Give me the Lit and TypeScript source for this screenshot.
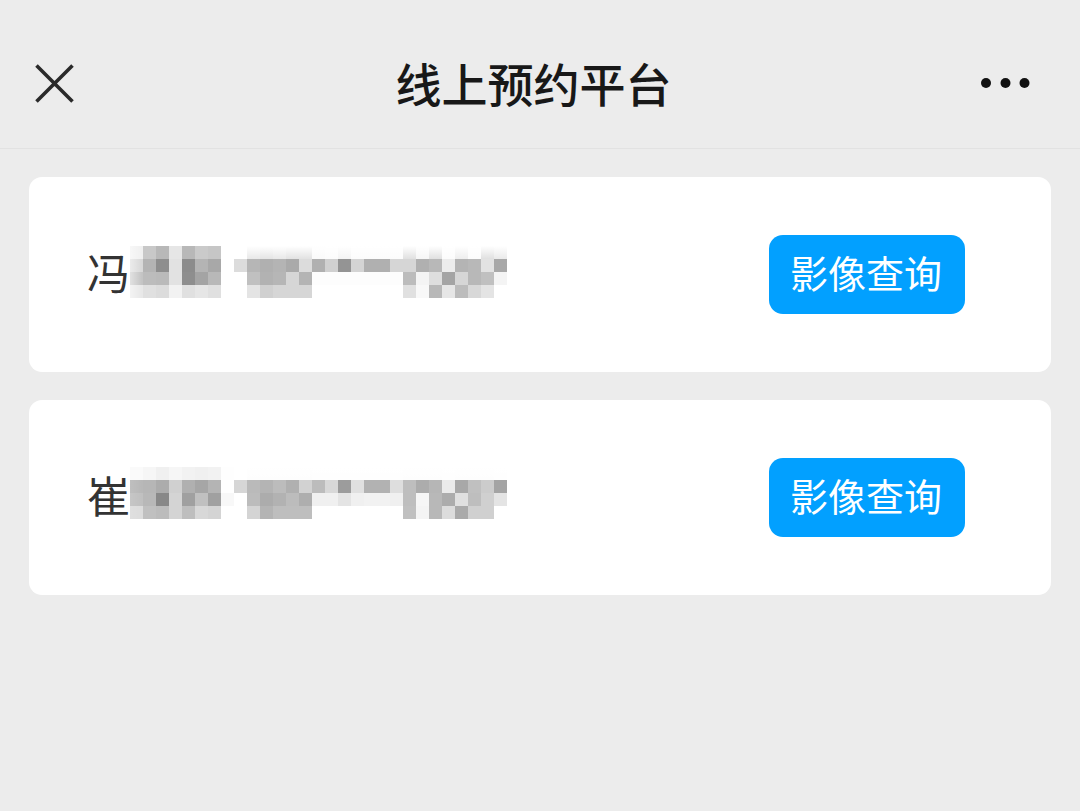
import { LitElement, html, css, svg } from "lit";
import { customElement, property } from "lit/decorators.js";

interface Patient {
  surname: string;
  // Vertical start of the mosaic inside its box.
  shift: number;
  // Strength of the white fade at the left edge.
  fade: number;
  // One string per mosaic row, two hex digits of grey per cell.
  mosaic: string[];
}

const CELL = 13;

const patients: Patient[] = [
  {
    surname: "冯",
    shift: 1,
    fade: 0.5,
    mosaic: [
      "f0 c8 b8 e6 b8 ca c6 ff ff e8 e4 e8 e2 e2 fa fc f4 fc fc fc fc e0 f6 e0 fc ee fc e0 ea",
      "d8 b4 8e e2 8c b4 a8 ff dc b6 b0 b4 aa dc b0 d0 94 d4 b0 b0 d6 d6 b0 b8 ec b4 b8 e2 a8",
      "c4 bc ba e2 8e a4 b8 ff ff c0 b2 b6 d6 b4 fd fd fd fd fd fd fd bc f4 de a4 d6 b8 c0 f4",
      "e8 e0 dc f2 e0 e6 e0 ff ff e4 d0 d6 d6 d6 ff ff ff ff ff ff ff e0 f8 b8 e6 bc d8 e4 ff",
    ],
  },
  {
    surname: "崔",
    shift: -1,
    fade: 0.1,
    mosaic: [
      "fa f6 f0 f6 f2 f0 f2 fe ff fd fd fd fd fd fe fe fe fe fe fe fe fd fd fd fe fd fd fd fe",
      "b8 b6 ac d0 b0 a6 b4 ff d6 ba b4 bc b0 d2 bc d8 9c e0 b2 b2 de be ac b6 ea a8 c0 cc a4",
      "c0 b8 88 d4 a0 c0 a0 f8 ff bc ac b2 bc ae f0 f0 e4 f0 f2 f2 f0 be f6 b8 ac e0 be d0 e4",
      "dc c0 bc d4 be d8 d4 ff ff d4 b4 be be be ff ff ff ff ff ff ff c0 f4 b8 dc aa d0 d0 ff",
    ],
  },
];

@customElement("masked-text")
export class MaskedText extends LitElement {
  static styles = css`
    :host {
      display: block;
      flex: none;
    }
    .mosaic {
      display: block;
      overflow: visible;
    }
  `;

  @property({ attribute: false }) rows: string[] = [];
  @property({ type: Number }) shift = 0;
  @property({ type: Number }) fade = 0;

  render() {
    const cells = this.rows.flatMap((row, y) =>
      row.split(" ").map(
        (grey, x) => svg`<rect x=${x * CELL} y=${y * CELL + this.shift}
          width=${CELL} height=${CELL} fill=${"#" + grey + grey + grey}></rect>`
      )
    );
    return html`
      <svg class="mosaic" width="377" height="59" viewBox="0 0 377 59" aria-hidden="true">
        <defs>
          <linearGradient id="down" x1="0" y1="0" x2="0" y2="1">
            <stop offset="0" stop-color="#fff"></stop>
            <stop offset="1" stop-color="#fff" stop-opacity="0"></stop>
          </linearGradient>
          <linearGradient id="across" x1="0" y1="0" x2="1" y2="0">
            <stop offset="0" stop-color="#fff" stop-opacity=${this.fade}></stop>
            <stop offset="1" stop-color="#fff" stop-opacity="0"></stop>
          </linearGradient>
        </defs>
        <g shape-rendering="crispEdges">${cells}</g>
        <rect x="104" y=${this.shift} width="273" height="13" fill="url(#down)"></rect>
        <rect x="0" y=${this.shift} width="12" height="52" fill="url(#across)"></rect>
      </svg>
    `;
  }
}

@customElement("app-root")
export class AppRoot extends LitElement {
  static styles = css`
    :host {
      display: block;
      box-sizing: border-box;
      min-height: 100vh;
      background: #ececec;
      color: #333;
      font-family: "Noto Sans CJK SC", "Noto Sans", sans-serif;
    }
    .bar {
      display: grid;
      grid-template-columns: 1fr auto 1fr;
      align-items: center;
      box-sizing: border-box;
      height: 149px;
      padding: 18px 50px 0 35px;
      border-bottom: 1px solid #e2e2e2;
    }
    .title {
      margin: 0;
      padding: 0 0 2px 2px;
      color: #181818;
      font-size: 46px;
      font-weight: 500;
      line-height: 64px;
      white-space: nowrap;
    }
    .icon {
      display: block;
      padding: 0;
      border: 0;
      background: none;
      cursor: pointer;
    }
    .icon svg {
      display: block;
    }
    .more {
      justify-self: end;
    }
    .list {
      display: flex;
      flex-direction: column;
      gap: 28px;
      margin: 0;
      padding: 28px 29px;
      list-style: none;
    }
    .card {
      display: flex;
      align-items: center;
      justify-content: space-between;
      padding: 58px 86px 58px 58px;
      border-radius: 13px;
      background: #fff;
    }
    .person {
      display: flex;
      align-items: center;
      font-size: 43px;
      line-height: 53px;
    }
    .surname {
      padding-bottom: 6px;
    }
    .query {
      height: 79px;
      padding: 0 23px 5px 21px;
      border: 0;
      border-radius: 14px;
      background: #02a0ff;
      color: #fff;
      font-family: inherit;
      font-size: 38px;
      line-height: 56px;
      white-space: nowrap;
      cursor: pointer;
    }
  `;

  render() {
    return html`
      <header class="bar">
        <button class="icon" type="button" aria-label="关闭">
          <svg width="39" height="39" viewBox="0 0 39 39" fill="none" stroke="#2a2a2a" stroke-width="3.6">
            <path d="M1.5 1.5 L37.5 37.5 M37.5 1.5 L1.5 37.5"></path>
          </svg>
        </button>
        <h1 class="title">线上预约平台</h1>
        <button class="icon more" type="button" aria-label="更多">
          <svg width="49" height="10" viewBox="0 0 49 10" fill="#111">
            <circle cx="5" cy="5" r="5"></circle>
            <circle cx="24.5" cy="5" r="5"></circle>
            <circle cx="43.5" cy="5" r="5"></circle>
          </svg>
        </button>
      </header>
      <ul class="list">
        ${patients.map(
          (p) => html`
            <li class="card">
              <div class="person">
                <span class="surname">${p.surname}</span>
                <masked-text .rows=${p.mosaic} .shift=${p.shift} .fade=${p.fade}></masked-text>
              </div>
              <button class="query" type="button">影像查询</button>
            </li>
          `
        )}
      </ul>
    `;
  }
}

### [AIM]
Please transcribe the material above exactly as written. Leave the pictures out.

### [CORRECT OUTPUT]
Give me the Lit and TypeScript source for this screenshot.
import { LitElement, html, css, svg } from "lit";
import { customElement, property } from "lit/decorators.js";

interface Patient {
  surname: string;
  // Vertical start of the mosaic inside its box.
  shift: number;
  // Strength of the white fade at the left edge.
  fade: number;
  // One string per mosaic row, two hex digits of grey per cell.
  mosaic: string[];
}

const CELL = 13;

const patients: Patient[] = [
  {
    surname: "冯",
    shift: 1,
    fade: 0.5,
    mosaic: [
      "f0 c8 b8 e6 b8 ca c6 ff ff e8 e4 e8 e2 e2 fa fc f4 fc fc fc fc e0 f6 e0 fc ee fc e0 ea",
      "d8 b4 8e e2 8c b4 a8 ff dc b6 b0 b4 aa dc b0 d0 94 d4 b0 b0 d6 d6 b0 b8 ec b4 b8 e2 a8",
      "c4 bc ba e2 8e a4 b8 ff ff c0 b2 b6 d6 b4 fd fd fd fd fd fd fd bc f4 de a4 d6 b8 c0 f4",
      "e8 e0 dc f2 e0 e6 e0 ff ff e4 d0 d6 d6 d6 ff ff ff ff ff ff ff e0 f8 b8 e6 bc d8 e4 ff",
    ],
  },
  {
    surname: "崔",
    shift: -1,
    fade: 0.1,
    mosaic: [
      "fa f6 f0 f6 f2 f0 f2 fe ff fd fd fd fd fd fe fe fe fe fe fe fe fd fd fd fe fd fd fd fe",
      "b8 b6 ac d0 b0 a6 b4 ff d6 ba b4 bc b0 d2 bc d8 9c e0 b2 b2 de be ac b6 ea a8 c0 cc a4",
      "c0 b8 88 d4 a0 c0 a0 f8 ff bc ac b2 bc ae f0 f0 e4 f0 f2 f2 f0 be f6 b8 ac e0 be d0 e4",
      "dc c0 bc d4 be d8 d4 ff ff d4 b4 be be be ff ff ff ff ff ff ff c0 f4 b8 dc aa d0 d0 ff",
    ],
  },
];

@customElement("masked-text")
export class MaskedText extends LitElement {
  static styles = css`
    :host {
      display: block;
      flex: none;
    }
    .mosaic {
      display: block;
      overflow: visible;
    }
  `;

  @property({ attribute: false }) rows: string[] = [];
  @property({ type: Number }) shift = 0;
  @property({ type: Number }) fade = 0;

  render() {
    const cells = this.rows.flatMap((row, y) =>
      row.split(" ").map(
        (grey, x) => svg`<rect x=${x * CELL} y=${y * CELL + this.shift}
          width=${CELL} height=${CELL} fill=${"#" + grey + grey + grey}></rect>`
      )
    );
    return html`
      <svg class="mosaic" width="377" height="59" viewBox="0 0 377 59" aria-hidden="true">
        <defs>
          <linearGradient id="down" x1="0" y1="0" x2="0" y2="1">
            <stop offset="0" stop-color="#fff"></stop>
            <stop offset="1" stop-color="#fff" stop-opacity="0"></stop>
          </linearGradient>
          <linearGradient id="across" x1="0" y1="0" x2="1" y2="0">
            <stop offset="0" stop-color="#fff" stop-opacity=${this.fade}></stop>
            <stop offset="1" stop-color="#fff" stop-opacity="0"></stop>
          </linearGradient>
        </defs>
        <g shape-rendering="crispEdges">${cells}</g>
        <rect x="104" y=${this.shift} width="273" height="13" fill="url(#down)"></rect>
        <rect x="0" y=${this.shift} width="12" height="52" fill="url(#across)"></rect>
      </svg>
    `;
  }
}

@customElement("app-root")
export class AppRoot extends LitElement {
  static styles = css`
    :host {
      display: block;
      box-sizing: border-box;
      min-height: 100vh;
      background: #ececec;
      color: #333;
      font-family: "Noto Sans CJK SC", "Noto Sans", sans-serif;
    }
    .bar {
      display: grid;
      grid-template-columns: 1fr auto 1fr;
      align-items: center;
      box-sizing: border-box;
      height: 149px;
      padding: 18px 50px 0 35px;
      border-bottom: 1px solid #e2e2e2;
    }
    .title {
      margin: 0;
      padding: 0 0 2px 2px;
      color: #181818;
      font-size: 46px;
      font-weight: 500;
      line-height: 64px;
      white-space: nowrap;
    }
    .icon {
      display: block;
      padding: 0;
      border: 0;
      background: none;
      cursor: pointer;
    }
    .icon svg {
      display: block;
    }
    .more {
      justify-self: end;
    }
    .list {
      display: flex;
      flex-direction: column;
      gap: 28px;
      margin: 0;
      padding: 28px 29px;
      list-style: none;
    }
    .card {
      display: flex;
      align-items: center;
      justify-content: space-between;
      padding: 58px 86px 58px 58px;
      border-radius: 13px;
      background: #fff;
    }
    .person {
      display: flex;
      align-items: center;
      font-size: 43px;
      line-height: 53px;
    }
    .surname {
      padding-bottom: 6px;
    }
    .query {
      height: 79px;
      padding: 0 23px 5px 21px;
      border: 0;
      border-radius: 14px;
      background: #02a0ff;
      color: #fff;
      font-family: inherit;
      font-size: 38px;
      line-height: 56px;
      white-space: nowrap;
      cursor: pointer;
    }
  `;

  render() {
    return html`
      <header class="bar">
        <button class="icon" type="button" aria-label="关闭">
          <svg width="39" height="39" viewBox="0 0 39 39" fill="none" stroke="#2a2a2a" stroke-width="3.6">
            <path d="M1.5 1.5 L37.5 37.5 M37.5 1.5 L1.5 37.5"></path>
          </svg>
        </button>
        <h1 class="title">线上预约平台</h1>
        <button class="icon more" type="button" aria-label="更多">
          <svg width="49" height="10" viewBox="0 0 49 10" fill="#111">
            <circle cx="5" cy="5" r="5"></circle>
            <circle cx="24.5" cy="5" r="5"></circle>
            <circle cx="43.5" cy="5" r="5"></circle>
          </svg>
        </button>
      </header>
      <ul class="list">
        ${patients.map(
          (p) => html`
            <li class="card">
              <div class="person">
                <span class="surname">${p.surname}</span>
                <masked-text .rows=${p.mosaic} .shift=${p.shift} .fade=${p.fade}></masked-text>
              </div>
              <button class="query" type="button">影像查询</button>
            </li>
          `
        )}
      </ul>
    `;
  }
}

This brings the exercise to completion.